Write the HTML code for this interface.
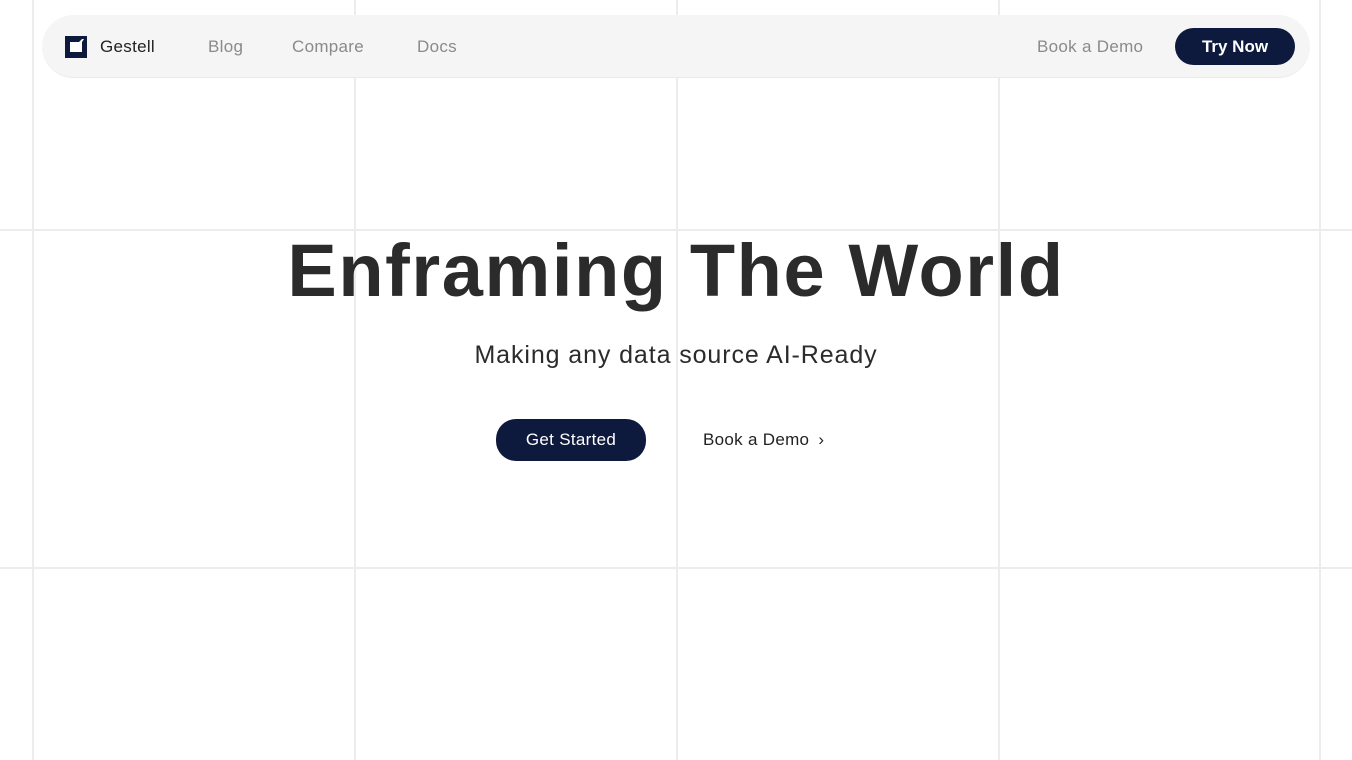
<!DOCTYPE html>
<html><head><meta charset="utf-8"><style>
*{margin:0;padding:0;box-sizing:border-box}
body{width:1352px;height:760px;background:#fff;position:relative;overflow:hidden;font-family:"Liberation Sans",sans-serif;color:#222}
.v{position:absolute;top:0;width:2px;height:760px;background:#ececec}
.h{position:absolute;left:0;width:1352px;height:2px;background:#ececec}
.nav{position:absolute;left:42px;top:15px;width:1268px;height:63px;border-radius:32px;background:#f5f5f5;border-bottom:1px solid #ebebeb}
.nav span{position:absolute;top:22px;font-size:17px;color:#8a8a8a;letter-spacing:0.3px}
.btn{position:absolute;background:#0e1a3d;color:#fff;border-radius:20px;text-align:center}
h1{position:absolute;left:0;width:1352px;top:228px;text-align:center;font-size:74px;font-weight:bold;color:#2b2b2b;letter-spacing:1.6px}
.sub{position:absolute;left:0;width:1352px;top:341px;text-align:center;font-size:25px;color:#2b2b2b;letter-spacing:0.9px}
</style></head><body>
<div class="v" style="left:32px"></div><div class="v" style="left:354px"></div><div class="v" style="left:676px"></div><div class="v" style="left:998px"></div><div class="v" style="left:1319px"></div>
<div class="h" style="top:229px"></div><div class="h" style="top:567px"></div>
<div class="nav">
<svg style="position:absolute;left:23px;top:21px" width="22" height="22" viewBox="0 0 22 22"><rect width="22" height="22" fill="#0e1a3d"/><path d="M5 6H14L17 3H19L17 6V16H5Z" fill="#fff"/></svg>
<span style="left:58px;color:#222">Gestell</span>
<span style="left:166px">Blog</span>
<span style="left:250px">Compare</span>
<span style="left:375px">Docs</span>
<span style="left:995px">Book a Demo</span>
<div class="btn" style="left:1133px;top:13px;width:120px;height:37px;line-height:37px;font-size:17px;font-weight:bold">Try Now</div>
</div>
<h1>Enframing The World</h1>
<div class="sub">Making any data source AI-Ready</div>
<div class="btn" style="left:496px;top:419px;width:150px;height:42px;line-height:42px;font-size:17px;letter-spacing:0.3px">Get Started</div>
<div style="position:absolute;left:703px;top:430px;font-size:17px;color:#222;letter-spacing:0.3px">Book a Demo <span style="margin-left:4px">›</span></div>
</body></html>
-----
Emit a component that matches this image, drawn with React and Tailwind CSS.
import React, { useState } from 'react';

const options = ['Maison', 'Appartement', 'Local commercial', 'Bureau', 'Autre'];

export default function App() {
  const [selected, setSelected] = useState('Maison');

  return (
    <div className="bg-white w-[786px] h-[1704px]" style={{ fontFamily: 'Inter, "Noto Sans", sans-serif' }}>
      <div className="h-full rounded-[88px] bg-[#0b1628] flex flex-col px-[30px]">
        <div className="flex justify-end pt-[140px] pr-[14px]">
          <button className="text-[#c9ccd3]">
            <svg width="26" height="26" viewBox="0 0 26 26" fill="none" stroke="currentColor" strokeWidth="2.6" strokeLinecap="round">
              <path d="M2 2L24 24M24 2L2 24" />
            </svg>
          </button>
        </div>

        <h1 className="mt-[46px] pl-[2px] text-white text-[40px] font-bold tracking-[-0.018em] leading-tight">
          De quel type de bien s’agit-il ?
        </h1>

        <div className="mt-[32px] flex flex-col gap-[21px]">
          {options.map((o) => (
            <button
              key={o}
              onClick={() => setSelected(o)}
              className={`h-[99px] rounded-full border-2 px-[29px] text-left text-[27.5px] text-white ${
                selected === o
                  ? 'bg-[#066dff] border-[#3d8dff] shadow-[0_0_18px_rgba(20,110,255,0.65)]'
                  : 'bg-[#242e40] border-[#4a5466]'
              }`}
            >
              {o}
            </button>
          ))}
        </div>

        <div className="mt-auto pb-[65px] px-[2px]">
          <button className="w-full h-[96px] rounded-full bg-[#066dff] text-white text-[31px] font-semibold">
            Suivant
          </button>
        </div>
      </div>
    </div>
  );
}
-----
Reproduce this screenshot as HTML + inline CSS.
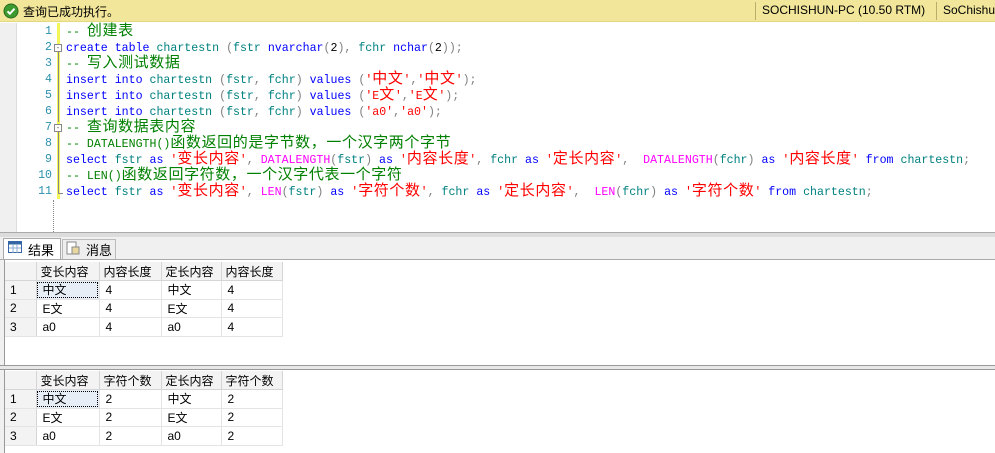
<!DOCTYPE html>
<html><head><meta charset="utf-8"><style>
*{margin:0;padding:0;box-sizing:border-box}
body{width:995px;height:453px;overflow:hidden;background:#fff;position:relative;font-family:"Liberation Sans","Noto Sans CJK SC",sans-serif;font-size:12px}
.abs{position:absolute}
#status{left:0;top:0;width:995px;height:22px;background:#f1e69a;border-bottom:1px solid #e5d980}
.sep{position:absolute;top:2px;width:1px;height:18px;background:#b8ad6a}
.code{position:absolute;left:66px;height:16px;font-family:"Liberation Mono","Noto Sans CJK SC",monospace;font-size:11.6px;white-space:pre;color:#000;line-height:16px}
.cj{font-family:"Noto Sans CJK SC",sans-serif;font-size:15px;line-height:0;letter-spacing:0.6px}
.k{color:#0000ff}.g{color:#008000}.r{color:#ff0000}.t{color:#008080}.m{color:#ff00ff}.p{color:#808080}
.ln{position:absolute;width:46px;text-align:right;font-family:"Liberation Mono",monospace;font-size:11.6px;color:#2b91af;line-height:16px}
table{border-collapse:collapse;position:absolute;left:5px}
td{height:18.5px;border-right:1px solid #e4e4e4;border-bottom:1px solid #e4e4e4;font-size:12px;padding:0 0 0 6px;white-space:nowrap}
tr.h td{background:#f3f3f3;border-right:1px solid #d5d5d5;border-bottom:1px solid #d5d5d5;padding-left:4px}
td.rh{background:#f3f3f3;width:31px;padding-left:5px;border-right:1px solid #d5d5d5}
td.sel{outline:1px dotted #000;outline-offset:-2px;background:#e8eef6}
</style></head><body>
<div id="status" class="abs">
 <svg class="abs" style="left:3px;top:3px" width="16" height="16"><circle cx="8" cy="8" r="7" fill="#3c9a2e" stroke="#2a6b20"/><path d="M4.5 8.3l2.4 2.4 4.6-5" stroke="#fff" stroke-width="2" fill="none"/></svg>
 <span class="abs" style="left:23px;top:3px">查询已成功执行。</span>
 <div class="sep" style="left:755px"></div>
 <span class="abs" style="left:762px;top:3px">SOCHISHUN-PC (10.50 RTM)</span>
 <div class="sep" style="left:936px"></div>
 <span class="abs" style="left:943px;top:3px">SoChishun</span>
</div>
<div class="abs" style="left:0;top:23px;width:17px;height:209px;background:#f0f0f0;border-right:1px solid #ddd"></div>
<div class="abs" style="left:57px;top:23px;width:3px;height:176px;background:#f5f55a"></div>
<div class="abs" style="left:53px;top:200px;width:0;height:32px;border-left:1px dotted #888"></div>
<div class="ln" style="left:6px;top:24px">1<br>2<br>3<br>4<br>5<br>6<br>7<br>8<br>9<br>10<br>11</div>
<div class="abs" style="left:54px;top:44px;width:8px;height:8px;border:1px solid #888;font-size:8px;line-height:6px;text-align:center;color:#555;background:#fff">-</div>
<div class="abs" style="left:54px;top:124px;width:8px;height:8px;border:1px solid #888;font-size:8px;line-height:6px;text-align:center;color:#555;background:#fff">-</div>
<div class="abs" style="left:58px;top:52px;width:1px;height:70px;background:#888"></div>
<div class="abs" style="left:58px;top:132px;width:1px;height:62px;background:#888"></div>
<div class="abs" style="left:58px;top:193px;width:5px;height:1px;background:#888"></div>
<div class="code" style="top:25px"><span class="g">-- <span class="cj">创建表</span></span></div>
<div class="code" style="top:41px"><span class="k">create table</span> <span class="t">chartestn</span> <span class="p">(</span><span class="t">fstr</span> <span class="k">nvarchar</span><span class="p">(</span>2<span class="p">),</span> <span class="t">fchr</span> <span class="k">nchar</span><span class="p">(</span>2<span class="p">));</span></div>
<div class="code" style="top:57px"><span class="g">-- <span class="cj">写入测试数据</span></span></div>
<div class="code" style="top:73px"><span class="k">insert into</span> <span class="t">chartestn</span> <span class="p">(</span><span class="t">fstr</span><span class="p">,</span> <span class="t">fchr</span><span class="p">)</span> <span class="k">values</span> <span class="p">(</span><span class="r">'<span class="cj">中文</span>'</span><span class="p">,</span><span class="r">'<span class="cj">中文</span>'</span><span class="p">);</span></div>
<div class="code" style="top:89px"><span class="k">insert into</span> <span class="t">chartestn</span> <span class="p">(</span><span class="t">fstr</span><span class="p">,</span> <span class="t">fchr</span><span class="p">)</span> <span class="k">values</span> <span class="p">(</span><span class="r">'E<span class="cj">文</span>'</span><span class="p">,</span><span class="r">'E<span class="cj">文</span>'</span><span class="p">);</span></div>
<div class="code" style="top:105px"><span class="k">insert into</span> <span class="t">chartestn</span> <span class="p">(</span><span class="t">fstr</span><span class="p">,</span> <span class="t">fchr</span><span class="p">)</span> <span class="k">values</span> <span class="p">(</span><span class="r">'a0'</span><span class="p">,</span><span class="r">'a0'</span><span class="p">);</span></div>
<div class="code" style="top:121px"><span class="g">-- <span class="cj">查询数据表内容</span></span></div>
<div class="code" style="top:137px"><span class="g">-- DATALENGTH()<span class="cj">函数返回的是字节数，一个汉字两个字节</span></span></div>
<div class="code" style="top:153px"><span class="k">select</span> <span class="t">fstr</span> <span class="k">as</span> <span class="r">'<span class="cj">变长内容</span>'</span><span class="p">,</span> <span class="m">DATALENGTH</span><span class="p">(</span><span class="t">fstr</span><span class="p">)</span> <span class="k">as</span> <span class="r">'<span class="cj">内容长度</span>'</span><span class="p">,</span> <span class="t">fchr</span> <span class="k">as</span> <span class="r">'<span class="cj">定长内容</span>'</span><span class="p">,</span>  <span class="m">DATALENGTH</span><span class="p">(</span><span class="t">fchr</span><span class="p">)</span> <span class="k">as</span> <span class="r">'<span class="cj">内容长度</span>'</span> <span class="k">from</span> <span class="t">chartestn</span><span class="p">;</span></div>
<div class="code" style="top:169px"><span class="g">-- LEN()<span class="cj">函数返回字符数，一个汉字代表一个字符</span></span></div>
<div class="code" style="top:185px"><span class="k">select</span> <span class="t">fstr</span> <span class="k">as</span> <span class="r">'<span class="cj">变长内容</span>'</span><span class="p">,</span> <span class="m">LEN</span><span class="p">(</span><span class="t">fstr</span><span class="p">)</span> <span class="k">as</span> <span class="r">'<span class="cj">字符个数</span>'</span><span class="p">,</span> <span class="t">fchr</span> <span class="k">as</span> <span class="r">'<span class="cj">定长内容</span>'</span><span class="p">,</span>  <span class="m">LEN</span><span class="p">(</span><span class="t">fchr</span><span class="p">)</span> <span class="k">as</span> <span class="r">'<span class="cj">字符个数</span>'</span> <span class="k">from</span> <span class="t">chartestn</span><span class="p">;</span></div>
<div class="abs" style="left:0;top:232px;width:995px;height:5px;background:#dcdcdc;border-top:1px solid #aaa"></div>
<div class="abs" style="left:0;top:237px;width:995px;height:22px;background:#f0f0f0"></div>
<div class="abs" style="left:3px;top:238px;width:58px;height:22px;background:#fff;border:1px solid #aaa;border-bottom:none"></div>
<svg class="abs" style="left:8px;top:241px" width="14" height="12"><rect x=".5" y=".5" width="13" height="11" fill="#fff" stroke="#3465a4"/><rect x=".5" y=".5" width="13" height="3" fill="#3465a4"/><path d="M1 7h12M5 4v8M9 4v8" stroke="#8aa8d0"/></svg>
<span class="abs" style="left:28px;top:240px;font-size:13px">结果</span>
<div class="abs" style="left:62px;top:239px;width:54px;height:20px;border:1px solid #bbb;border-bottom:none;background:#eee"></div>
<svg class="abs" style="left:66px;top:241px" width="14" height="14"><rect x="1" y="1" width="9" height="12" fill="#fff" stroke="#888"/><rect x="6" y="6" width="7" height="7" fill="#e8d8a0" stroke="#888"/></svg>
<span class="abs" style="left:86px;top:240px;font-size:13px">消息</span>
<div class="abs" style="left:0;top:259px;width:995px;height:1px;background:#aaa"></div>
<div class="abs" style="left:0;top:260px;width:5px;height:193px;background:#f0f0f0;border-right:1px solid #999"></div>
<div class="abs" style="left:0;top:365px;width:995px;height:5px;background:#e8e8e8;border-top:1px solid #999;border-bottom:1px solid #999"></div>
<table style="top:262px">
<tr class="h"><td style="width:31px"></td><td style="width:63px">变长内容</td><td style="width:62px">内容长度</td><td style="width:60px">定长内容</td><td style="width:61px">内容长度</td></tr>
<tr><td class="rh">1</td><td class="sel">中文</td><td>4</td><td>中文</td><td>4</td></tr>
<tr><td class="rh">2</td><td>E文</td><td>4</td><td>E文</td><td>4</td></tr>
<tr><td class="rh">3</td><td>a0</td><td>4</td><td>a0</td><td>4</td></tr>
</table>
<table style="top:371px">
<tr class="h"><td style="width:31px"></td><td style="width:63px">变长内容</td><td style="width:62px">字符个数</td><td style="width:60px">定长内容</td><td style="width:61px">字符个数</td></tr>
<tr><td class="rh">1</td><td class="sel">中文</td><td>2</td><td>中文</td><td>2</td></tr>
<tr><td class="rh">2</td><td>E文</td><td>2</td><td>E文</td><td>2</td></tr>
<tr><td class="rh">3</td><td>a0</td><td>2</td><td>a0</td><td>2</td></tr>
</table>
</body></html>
-----
AIM OF THE TASK =>
Write out only the lines that run from the line containing "Emit a component" through the line containing "const [selected, setSelected]", both included, exactly as they appear above.

FINAL RESULT =>
Emit a component that matches this image, drawn with React and Tailwind CSS.
import React, { useState } from 'react';

const options = ['Maison', 'Appartement', 'Local commercial', 'Bureau', 'Autre'];

export default function App() {
  const [selected, setSelected] = useState('Maison');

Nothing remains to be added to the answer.